_What is asked_.
Write out the entire listing below exactly, with the pictures left out.

+-------+

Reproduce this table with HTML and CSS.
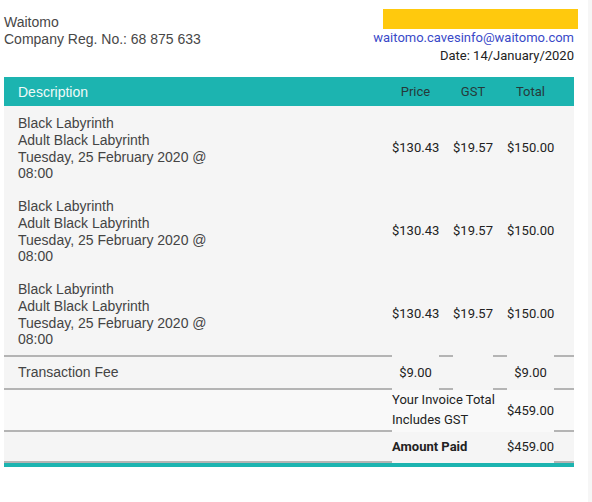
FILE: index.html
```html
<!DOCTYPE html>
<html lang="en">
<head>
<meta charset="utf-8">
<title>Invoice</title>
<link rel="stylesheet" href="styles.css">
</head>
<body>
<div class="page">
  <div class="main">
    <div class="top">
      <div class="company">
        <div>Waitomo</div>
        <div>Company Reg. No.: 68 875 633</div>
      </div>
      <div class="contact">
        <div class="logo-bar"></div>
        <div class="email">waitomo.cavesinfo@waitomo.com</div>
        <div class="date">Date: 14/January/2020</div>
      </div>
    </div>

    <div class="table">
      <div class="row head">
        <div class="desc">Description</div>
        <div class="num">Price</div>
        <div class="num">GST</div>
        <div class="num last">Total</div>
      </div>

      <div class="row item">
        <div class="desc">Black Labyrinth<br>Adult Black Labyrinth<br>Tuesday, 25 February 2020 @<br>08:00</div>
        <div class="num">$130.43</div>
        <div class="num">$19.57</div>
        <div class="num last">$150.00</div>
      </div>
      <div class="row item">
        <div class="desc">Black Labyrinth<br>Adult Black Labyrinth<br>Tuesday, 25 February 2020 @<br>08:00</div>
        <div class="num">$130.43</div>
        <div class="num">$19.57</div>
        <div class="num last">$150.00</div>
      </div>
      <div class="row item">
        <div class="desc">Black Labyrinth<br>Adult Black Labyrinth<br>Tuesday, 25 February 2020 @<br>08:00</div>
        <div class="num">$130.43</div>
        <div class="num">$19.57</div>
        <div class="num last">$150.00</div>
      </div>

      <div class="row fee">
        <div class="desc">Transaction Fee</div>
        <div class="num">$9.00</div>
        <div class="num"></div>
        <div class="num last">$9.00</div>
      </div>

      <div class="row sum invoice">
        <div class="desc"></div>
        <div class="label">Your Invoice Total<br>Includes GST</div>
        <div class="num last">$459.00</div>
      </div>

      <div class="row sum paid">
        <div class="desc"></div>
        <div class="label strong">Amount Paid</div>
        <div class="num last">$459.00</div>
      </div>
    </div>
    <div class="table-end"></div>
  </div>
  <div class="strip"></div>
</div>
</body>
</html>
```

FILE: styles.css
```css
html, body {
  margin: 0;
  padding: 0;
  background: #ffffff;
}

.page {
  display: flex;
  min-height: 502px;
}

.main {
  width: 570px;
  padding-left: 4px;
  margin-right: 14px;
}

.strip {
  width: 4px;
  background: #f6f6f6;
}

/* header */
.top {
  display: flex;
  justify-content: space-between;
  align-items: flex-start;
  margin-bottom: 12px;
}

.company {
  margin-top: 14px;
  font-family: "Liberation Sans", Arial, sans-serif;
  font-size: 14px;
  line-height: 17px;
  color: #474747;
}

.contact {
  display: flex;
  flex-direction: column;
  align-items: flex-end;
  padding-top: 9px;
  font-family: Roboto, "Liberation Sans", sans-serif;
  font-size: 13px;
  line-height: 18px;
}

.logo-bar {
  width: 195px;
  height: 20px;
  background: #ffc90d;
  margin-right: -4px;
}

.email {
  color: #3949c8;
}

.date {
  color: #222222;
}

/* table */
.row {
  display: grid;
  grid-template-columns: 381px 61px 54px 74px;
  background: #f5f5f5;
}

.desc {
  padding: 0 14px;
  font-family: "Liberation Sans", Arial, sans-serif;
  font-size: 14px;
  color: #444444;
}

.num {
  padding: 0 7px;
  text-align: center;
  font-family: Roboto, "Liberation Sans", sans-serif;
  font-size: 13px;
  color: #222222;
  white-space: nowrap;
}

.num.last {
  padding-right: 20px;
}

.head {
  background: #1cb4b0;
  height: 29px;
  align-items: center;
}

.head .desc {
  color: #effaf8;
}

.head .num {
  color: #26393a;
}

.item {
  align-items: center;
}

.item .desc {
  padding-top: 9px;
  padding-bottom: 7px;
  line-height: 16.75px;
}

/* segmented rule lines */
.fee > div {
  padding-top: 9px;
  padding-bottom: 9px;
  line-height: 17px;
  background:
    linear-gradient(#b4b4b4, #b4b4b4) left top / 7px 2px no-repeat,
    linear-gradient(#b4b4b4, #b4b4b4) right top / 7px 2px no-repeat,
    linear-gradient(#b4b4b4, #b4b4b4) left bottom / 7px 2px no-repeat,
    linear-gradient(#b4b4b4, #b4b4b4) right bottom / 7px 2px no-repeat;
}

.fee > .desc {
  background:
    linear-gradient(#b4b4b4, #b4b4b4) left top / 100% 2px no-repeat,
    linear-gradient(#b4b4b4, #b4b4b4) left bottom / 100% 2px no-repeat;
}

.fee > .num.last {
  background:
    linear-gradient(#b4b4b4, #b4b4b4) left top / 7px 2px no-repeat,
    linear-gradient(#b4b4b4, #b4b4b4) right top / 20px 2px no-repeat,
    linear-gradient(#b4b4b4, #b4b4b4) left bottom / 7px 2px no-repeat,
    linear-gradient(#b4b4b4, #b4b4b4) right bottom / 20px 2px no-repeat;
}

.sum {
  align-items: stretch;
}

.sum > div {
  display: flex;
  align-items: center;
  padding-bottom: 2px;
}

.sum > .desc {
  background: linear-gradient(#b4b4b4, #b4b4b4) left bottom / 100% 2px no-repeat;
}

.sum > .label {
  grid-column: span 2;
  padding-left: 7px;
  padding-right: 0;
  font-family: Roboto, "Liberation Sans", sans-serif;
  font-size: 13px;
  color: #222222;
  white-space: nowrap;
  background: linear-gradient(#b4b4b4, #b4b4b4) left bottom / 7px 2px no-repeat;
}

.sum > .num.last {
  justify-content: center;
  background: linear-gradient(#b4b4b4, #b4b4b4) right bottom / 20px 2px no-repeat;
}

.invoice {
  background: #f9f9f9;
}

.invoice > .label {
  line-height: 20px;
}

.paid > .label {
  padding-top: 6px;
  padding-bottom: 8px;
  line-height: 17px;
}

.strong {
  font-weight: bold;
}

.table-end {
  height: 4px;
  background: #1cb4b0;
}
```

+-------+

_Finished answer_.
Reproduce this table with HTML and CSS.
FILE: index.html
```html
<!DOCTYPE html>
<html lang="en">
<head>
<meta charset="utf-8">
<title>Invoice</title>
<link rel="stylesheet" href="styles.css">
</head>
<body>
<div class="page">
  <div class="main">
    <div class="top">
      <div class="company">
        <div>Waitomo</div>
        <div>Company Reg. No.: 68 875 633</div>
      </div>
      <div class="contact">
        <div class="logo-bar"></div>
        <div class="email">waitomo.cavesinfo@waitomo.com</div>
        <div class="date">Date: 14/January/2020</div>
      </div>
    </div>

    <div class="table">
      <div class="row head">
        <div class="desc">Description</div>
        <div class="num">Price</div>
        <div class="num">GST</div>
        <div class="num last">Total</div>
      </div>

      <div class="row item">
        <div class="desc">Black Labyrinth<br>Adult Black Labyrinth<br>Tuesday, 25 February 2020 @<br>08:00</div>
        <div class="num">$130.43</div>
        <div class="num">$19.57</div>
        <div class="num last">$150.00</div>
      </div>
      <div class="row item">
        <div class="desc">Black Labyrinth<br>Adult Black Labyrinth<br>Tuesday, 25 February 2020 @<br>08:00</div>
        <div class="num">$130.43</div>
        <div class="num">$19.57</div>
        <div class="num last">$150.00</div>
      </div>
      <div class="row item">
        <div class="desc">Black Labyrinth<br>Adult Black Labyrinth<br>Tuesday, 25 February 2020 @<br>08:00</div>
        <div class="num">$130.43</div>
        <div class="num">$19.57</div>
        <div class="num last">$150.00</div>
      </div>

      <div class="row fee">
        <div class="desc">Transaction Fee</div>
        <div class="num">$9.00</div>
        <div class="num"></div>
        <div class="num last">$9.00</div>
      </div>

      <div class="row sum invoice">
        <div class="desc"></div>
        <div class="label">Your Invoice Total<br>Includes GST</div>
        <div class="num last">$459.00</div>
      </div>

      <div class="row sum paid">
        <div class="desc"></div>
        <div class="label strong">Amount Paid</div>
        <div class="num last">$459.00</div>
      </div>
    </div>
    <div class="table-end"></div>
  </div>
  <div class="strip"></div>
</div>
</body>
</html>
```

FILE: styles.css
```css
html, body {
  margin: 0;
  padding: 0;
  background: #ffffff;
}

.page {
  display: flex;
  min-height: 502px;
}

.main {
  width: 570px;
  padding-left: 4px;
  margin-right: 14px;
}

.strip {
  width: 4px;
  background: #f6f6f6;
}

/* header */
.top {
  display: flex;
  justify-content: space-between;
  align-items: flex-start;
  margin-bottom: 12px;
}

.company {
  margin-top: 14px;
  font-family: "Liberation Sans", Arial, sans-serif;
  font-size: 14px;
  line-height: 17px;
  color: #474747;
}

.contact {
  display: flex;
  flex-direction: column;
  align-items: flex-end;
  padding-top: 9px;
  font-family: Roboto, "Liberation Sans", sans-serif;
  font-size: 13px;
  line-height: 18px;
}

.logo-bar {
  width: 195px;
  height: 20px;
  background: #ffc90d;
  margin-right: -4px;
}

.email {
  color: #3949c8;
}

.date {
  color: #222222;
}

/* table */
.row {
  display: grid;
  grid-template-columns: 381px 61px 54px 74px;
  background: #f5f5f5;
}

.desc {
  padding: 0 14px;
  font-family: "Liberation Sans", Arial, sans-serif;
  font-size: 14px;
  color: #444444;
}

.num {
  padding: 0 7px;
  text-align: center;
  font-family: Roboto, "Liberation Sans", sans-serif;
  font-size: 13px;
  color: #222222;
  white-space: nowrap;
}

.num.last {
  padding-right: 20px;
}

.head {
  background: #1cb4b0;
  height: 29px;
  align-items: center;
}

.head .desc {
  color: #effaf8;
}

.head .num {
  color: #26393a;
}

.item {
  align-items: center;
}

.item .desc {
  padding-top: 9px;
  padding-bottom: 7px;
  line-height: 16.75px;
}

/* segmented rule lines */
.fee > div {
  padding-top: 9px;
  padding-bottom: 9px;
  line-height: 17px;
  background:
    linear-gradient(#b4b4b4, #b4b4b4) left top / 7px 2px no-repeat,
    linear-gradient(#b4b4b4, #b4b4b4) right top / 7px 2px no-repeat,
    linear-gradient(#b4b4b4, #b4b4b4) left bottom / 7px 2px no-repeat,
    linear-gradient(#b4b4b4, #b4b4b4) right bottom / 7px 2px no-repeat;
}

.fee > .desc {
  background:
    linear-gradient(#b4b4b4, #b4b4b4) left top / 100% 2px no-repeat,
    linear-gradient(#b4b4b4, #b4b4b4) left bottom / 100% 2px no-repeat;
}

.fee > .num.last {
  background:
    linear-gradient(#b4b4b4, #b4b4b4) left top / 7px 2px no-repeat,
    linear-gradient(#b4b4b4, #b4b4b4) right top / 20px 2px no-repeat,
    linear-gradient(#b4b4b4, #b4b4b4) left bottom / 7px 2px no-repeat,
    linear-gradient(#b4b4b4, #b4b4b4) right bottom / 20px 2px no-repeat;
}

.sum {
  align-items: stretch;
}

.sum > div {
  display: flex;
  align-items: center;
  padding-bottom: 2px;
}

.sum > .desc {
  background: linear-gradient(#b4b4b4, #b4b4b4) left bottom / 100% 2px no-repeat;
}

.sum > .label {
  grid-column: span 2;
  padding-left: 7px;
  padding-right: 0;
  font-family: Roboto, "Liberation Sans", sans-serif;
  font-size: 13px;
  color: #222222;
  white-space: nowrap;
  background: linear-gradient(#b4b4b4, #b4b4b4) left bottom / 7px 2px no-repeat;
}

.sum > .num.last {
  justify-content: center;
  background: linear-gradient(#b4b4b4, #b4b4b4) right bottom / 20px 2px no-repeat;
}

.invoice {
  background: #f9f9f9;
}

.invoice > .label {
  line-height: 20px;
}

.paid > .label {
  padding-top: 6px;
  padding-bottom: 8px;
  line-height: 17px;
}

.strong {
  font-weight: bold;
}

.table-end {
  height: 4px;
  background: #1cb4b0;
}
```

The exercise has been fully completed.